STATED GOAL — Write out each record below exactly as it appears, with no pictures.

___ RECORDS FOR PROCESSING ___

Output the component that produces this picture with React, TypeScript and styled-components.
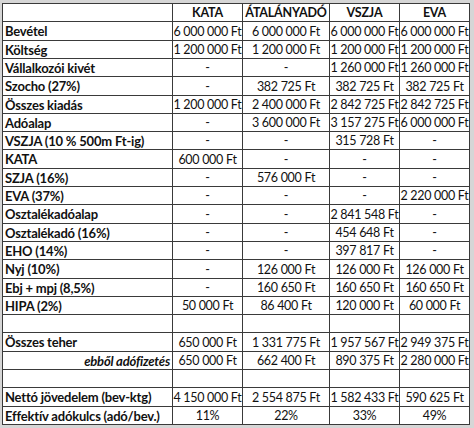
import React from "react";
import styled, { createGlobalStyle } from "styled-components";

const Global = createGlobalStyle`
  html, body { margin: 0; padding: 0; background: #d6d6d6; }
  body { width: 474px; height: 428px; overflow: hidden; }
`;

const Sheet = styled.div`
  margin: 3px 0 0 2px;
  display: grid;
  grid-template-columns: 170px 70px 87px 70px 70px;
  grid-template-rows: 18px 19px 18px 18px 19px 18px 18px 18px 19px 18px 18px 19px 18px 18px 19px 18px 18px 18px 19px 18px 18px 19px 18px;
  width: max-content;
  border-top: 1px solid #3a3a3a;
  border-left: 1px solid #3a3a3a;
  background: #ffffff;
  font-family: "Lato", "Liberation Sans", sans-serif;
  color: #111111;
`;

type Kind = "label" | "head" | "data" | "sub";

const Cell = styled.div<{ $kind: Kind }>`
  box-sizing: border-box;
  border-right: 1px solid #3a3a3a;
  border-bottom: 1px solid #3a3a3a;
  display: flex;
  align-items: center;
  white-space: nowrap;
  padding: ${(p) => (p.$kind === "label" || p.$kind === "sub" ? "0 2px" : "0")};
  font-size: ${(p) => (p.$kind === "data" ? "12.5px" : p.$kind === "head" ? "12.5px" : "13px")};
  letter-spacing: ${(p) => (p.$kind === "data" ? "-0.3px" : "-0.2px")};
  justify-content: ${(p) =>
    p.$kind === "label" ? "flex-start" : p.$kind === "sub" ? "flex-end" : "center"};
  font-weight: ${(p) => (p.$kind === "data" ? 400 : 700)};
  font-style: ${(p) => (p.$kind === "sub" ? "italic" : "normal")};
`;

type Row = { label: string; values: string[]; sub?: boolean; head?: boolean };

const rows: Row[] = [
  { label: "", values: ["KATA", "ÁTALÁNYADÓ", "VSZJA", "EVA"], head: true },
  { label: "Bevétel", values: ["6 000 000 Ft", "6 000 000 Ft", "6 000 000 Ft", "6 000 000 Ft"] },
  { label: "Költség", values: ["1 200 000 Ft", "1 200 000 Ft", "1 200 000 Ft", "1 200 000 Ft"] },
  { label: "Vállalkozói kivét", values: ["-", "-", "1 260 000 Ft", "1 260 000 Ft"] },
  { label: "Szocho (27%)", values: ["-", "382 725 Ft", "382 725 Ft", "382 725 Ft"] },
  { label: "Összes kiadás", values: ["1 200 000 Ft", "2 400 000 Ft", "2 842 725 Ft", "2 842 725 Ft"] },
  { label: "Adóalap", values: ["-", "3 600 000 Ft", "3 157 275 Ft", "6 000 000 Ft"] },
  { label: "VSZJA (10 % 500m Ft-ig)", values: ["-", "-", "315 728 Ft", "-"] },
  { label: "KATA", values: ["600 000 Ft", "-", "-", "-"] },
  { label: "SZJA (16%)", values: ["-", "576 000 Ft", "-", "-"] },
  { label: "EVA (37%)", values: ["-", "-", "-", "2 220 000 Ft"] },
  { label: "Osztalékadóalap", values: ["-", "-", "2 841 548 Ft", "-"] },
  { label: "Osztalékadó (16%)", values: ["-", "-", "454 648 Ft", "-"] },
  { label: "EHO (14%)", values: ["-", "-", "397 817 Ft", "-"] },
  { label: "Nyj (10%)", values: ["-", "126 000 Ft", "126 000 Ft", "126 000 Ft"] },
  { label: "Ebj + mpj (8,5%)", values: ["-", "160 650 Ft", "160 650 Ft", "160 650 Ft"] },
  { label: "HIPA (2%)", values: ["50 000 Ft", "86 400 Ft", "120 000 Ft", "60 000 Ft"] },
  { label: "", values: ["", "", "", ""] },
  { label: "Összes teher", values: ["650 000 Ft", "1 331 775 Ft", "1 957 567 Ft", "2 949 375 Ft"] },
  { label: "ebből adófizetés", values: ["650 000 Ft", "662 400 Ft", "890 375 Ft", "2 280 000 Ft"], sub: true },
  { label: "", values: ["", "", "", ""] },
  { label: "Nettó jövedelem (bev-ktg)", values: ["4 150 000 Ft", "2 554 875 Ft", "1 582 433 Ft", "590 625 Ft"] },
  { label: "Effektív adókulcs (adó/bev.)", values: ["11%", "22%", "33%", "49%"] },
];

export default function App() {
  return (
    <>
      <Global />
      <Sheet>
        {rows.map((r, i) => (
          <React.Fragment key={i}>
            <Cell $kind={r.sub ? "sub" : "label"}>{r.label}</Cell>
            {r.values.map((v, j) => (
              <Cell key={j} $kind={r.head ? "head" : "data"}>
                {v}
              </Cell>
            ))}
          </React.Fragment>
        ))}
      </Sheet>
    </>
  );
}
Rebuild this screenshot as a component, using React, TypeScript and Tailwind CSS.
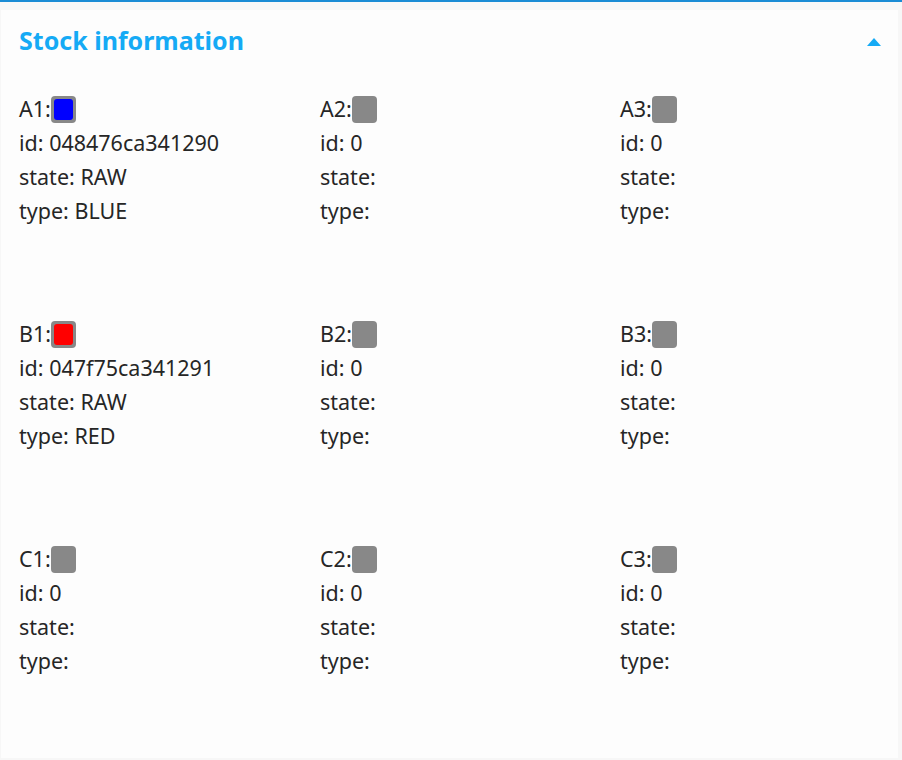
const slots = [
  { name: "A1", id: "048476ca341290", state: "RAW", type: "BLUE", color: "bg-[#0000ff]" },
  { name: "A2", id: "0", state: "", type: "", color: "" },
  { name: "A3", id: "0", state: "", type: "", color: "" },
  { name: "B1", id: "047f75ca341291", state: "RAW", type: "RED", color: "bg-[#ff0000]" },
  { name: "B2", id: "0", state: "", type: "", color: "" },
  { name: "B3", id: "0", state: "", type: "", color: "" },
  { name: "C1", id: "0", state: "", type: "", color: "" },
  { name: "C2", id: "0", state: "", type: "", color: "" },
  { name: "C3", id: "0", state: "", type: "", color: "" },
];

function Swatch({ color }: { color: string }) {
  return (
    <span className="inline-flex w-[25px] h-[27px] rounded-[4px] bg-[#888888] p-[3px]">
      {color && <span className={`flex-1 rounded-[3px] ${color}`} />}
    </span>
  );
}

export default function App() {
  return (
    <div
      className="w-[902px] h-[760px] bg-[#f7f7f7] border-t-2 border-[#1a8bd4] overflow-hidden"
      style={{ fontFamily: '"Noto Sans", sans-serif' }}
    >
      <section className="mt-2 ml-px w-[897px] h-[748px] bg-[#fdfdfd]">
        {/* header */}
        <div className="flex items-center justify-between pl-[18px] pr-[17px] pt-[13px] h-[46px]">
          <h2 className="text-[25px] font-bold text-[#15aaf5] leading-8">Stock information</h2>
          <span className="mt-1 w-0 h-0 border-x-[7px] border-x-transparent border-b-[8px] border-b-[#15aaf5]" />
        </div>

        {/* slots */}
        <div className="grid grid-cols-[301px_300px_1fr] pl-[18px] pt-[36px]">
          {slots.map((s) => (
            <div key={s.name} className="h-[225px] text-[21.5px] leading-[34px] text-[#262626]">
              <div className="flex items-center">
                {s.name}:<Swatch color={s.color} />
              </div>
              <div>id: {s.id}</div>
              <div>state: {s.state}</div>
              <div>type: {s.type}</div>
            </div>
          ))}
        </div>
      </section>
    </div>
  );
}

___

REPLY —
Output the component that produces this picture with React, TypeScript and styled-components.
import React from "react";
import styled, { createGlobalStyle } from "styled-components";

const Global = createGlobalStyle`
  html, body { margin: 0; padding: 0; background: #d6d6d6; }
  body { width: 474px; height: 428px; overflow: hidden; }
`;

const Sheet = styled.div`
  margin: 3px 0 0 2px;
  display: grid;
  grid-template-columns: 170px 70px 87px 70px 70px;
  grid-template-rows: 18px 19px 18px 18px 19px 18px 18px 18px 19px 18px 18px 19px 18px 18px 19px 18px 18px 18px 19px 18px 18px 19px 18px;
  width: max-content;
  border-top: 1px solid #3a3a3a;
  border-left: 1px solid #3a3a3a;
  background: #ffffff;
  font-family: "Lato", "Liberation Sans", sans-serif;
  color: #111111;
`;

type Kind = "label" | "head" | "data" | "sub";

const Cell = styled.div<{ $kind: Kind }>`
  box-sizing: border-box;
  border-right: 1px solid #3a3a3a;
  border-bottom: 1px solid #3a3a3a;
  display: flex;
  align-items: center;
  white-space: nowrap;
  padding: ${(p) => (p.$kind === "label" || p.$kind === "sub" ? "0 2px" : "0")};
  font-size: ${(p) => (p.$kind === "data" ? "12.5px" : p.$kind === "head" ? "12.5px" : "13px")};
  letter-spacing: ${(p) => (p.$kind === "data" ? "-0.3px" : "-0.2px")};
  justify-content: ${(p) =>
    p.$kind === "label" ? "flex-start" : p.$kind === "sub" ? "flex-end" : "center"};
  font-weight: ${(p) => (p.$kind === "data" ? 400 : 700)};
  font-style: ${(p) => (p.$kind === "sub" ? "italic" : "normal")};
`;

type Row = { label: string; values: string[]; sub?: boolean; head?: boolean };

const rows: Row[] = [
  { label: "", values: ["KATA", "ÁTALÁNYADÓ", "VSZJA", "EVA"], head: true },
  { label: "Bevétel", values: ["6 000 000 Ft", "6 000 000 Ft", "6 000 000 Ft", "6 000 000 Ft"] },
  { label: "Költség", values: ["1 200 000 Ft", "1 200 000 Ft", "1 200 000 Ft", "1 200 000 Ft"] },
  { label: "Vállalkozói kivét", values: ["-", "-", "1 260 000 Ft", "1 260 000 Ft"] },
  { label: "Szocho (27%)", values: ["-", "382 725 Ft", "382 725 Ft", "382 725 Ft"] },
  { label: "Összes kiadás", values: ["1 200 000 Ft", "2 400 000 Ft", "2 842 725 Ft", "2 842 725 Ft"] },
  { label: "Adóalap", values: ["-", "3 600 000 Ft", "3 157 275 Ft", "6 000 000 Ft"] },
  { label: "VSZJA (10 % 500m Ft-ig)", values: ["-", "-", "315 728 Ft", "-"] },
  { label: "KATA", values: ["600 000 Ft", "-", "-", "-"] },
  { label: "SZJA (16%)", values: ["-", "576 000 Ft", "-", "-"] },
  { label: "EVA (37%)", values: ["-", "-", "-", "2 220 000 Ft"] },
  { label: "Osztalékadóalap", values: ["-", "-", "2 841 548 Ft", "-"] },
  { label: "Osztalékadó (16%)", values: ["-", "-", "454 648 Ft", "-"] },
  { label: "EHO (14%)", values: ["-", "-", "397 817 Ft", "-"] },
  { label: "Nyj (10%)", values: ["-", "126 000 Ft", "126 000 Ft", "126 000 Ft"] },
  { label: "Ebj + mpj (8,5%)", values: ["-", "160 650 Ft", "160 650 Ft", "160 650 Ft"] },
  { label: "HIPA (2%)", values: ["50 000 Ft", "86 400 Ft", "120 000 Ft", "60 000 Ft"] },
  { label: "", values: ["", "", "", ""] },
  { label: "Összes teher", values: ["650 000 Ft", "1 331 775 Ft", "1 957 567 Ft", "2 949 375 Ft"] },
  { label: "ebből adófizetés", values: ["650 000 Ft", "662 400 Ft", "890 375 Ft", "2 280 000 Ft"], sub: true },
  { label: "", values: ["", "", "", ""] },
  { label: "Nettó jövedelem (bev-ktg)", values: ["4 150 000 Ft", "2 554 875 Ft", "1 582 433 Ft", "590 625 Ft"] },
  { label: "Effektív adókulcs (adó/bev.)", values: ["11%", "22%", "33%", "49%"] },
];

export default function App() {
  return (
    <>
      <Global />
      <Sheet>
        {rows.map((r, i) => (
          <React.Fragment key={i}>
            <Cell $kind={r.sub ? "sub" : "label"}>{r.label}</Cell>
            {r.values.map((v, j) => (
              <Cell key={j} $kind={r.head ? "head" : "data"}>
                {v}
              </Cell>
            ))}
          </React.Fragment>
        ))}
      </Sheet>
    </>
  );
}
Rebuild this screenshot as a component, using React, TypeScript and Tailwind CSS.
const slots = [
  { name: "A1", id: "048476ca341290", state: "RAW", type: "BLUE", color: "bg-[#0000ff]" },
  { name: "A2", id: "0", state: "", type: "", color: "" },
  { name: "A3", id: "0", state: "", type: "", color: "" },
  { name: "B1", id: "047f75ca341291", state: "RAW", type: "RED", color: "bg-[#ff0000]" },
  { name: "B2", id: "0", state: "", type: "", color: "" },
  { name: "B3", id: "0", state: "", type: "", color: "" },
  { name: "C1", id: "0", state: "", type: "", color: "" },
  { name: "C2", id: "0", state: "", type: "", color: "" },
  { name: "C3", id: "0", state: "", type: "", color: "" },
];

function Swatch({ color }: { color: string }) {
  return (
    <span className="inline-flex w-[25px] h-[27px] rounded-[4px] bg-[#888888] p-[3px]">
      {color && <span className={`flex-1 rounded-[3px] ${color}`} />}
    </span>
  );
}

export default function App() {
  return (
    <div
      className="w-[902px] h-[760px] bg-[#f7f7f7] border-t-2 border-[#1a8bd4] overflow-hidden"
      style={{ fontFamily: '"Noto Sans", sans-serif' }}
    >
      <section className="mt-2 ml-px w-[897px] h-[748px] bg-[#fdfdfd]">
        {/* header */}
        <div className="flex items-center justify-between pl-[18px] pr-[17px] pt-[13px] h-[46px]">
          <h2 className="text-[25px] font-bold text-[#15aaf5] leading-8">Stock information</h2>
          <span className="mt-1 w-0 h-0 border-x-[7px] border-x-transparent border-b-[8px] border-b-[#15aaf5]" />
        </div>

        {/* slots */}
        <div className="grid grid-cols-[301px_300px_1fr] pl-[18px] pt-[36px]">
          {slots.map((s) => (
            <div key={s.name} className="h-[225px] text-[21.5px] leading-[34px] text-[#262626]">
              <div className="flex items-center">
                {s.name}:<Swatch color={s.color} />
              </div>
              <div>id: {s.id}</div>
              <div>state: {s.state}</div>
              <div>type: {s.type}</div>
            </div>
          ))}
        </div>
      </section>
    </div>
  );
}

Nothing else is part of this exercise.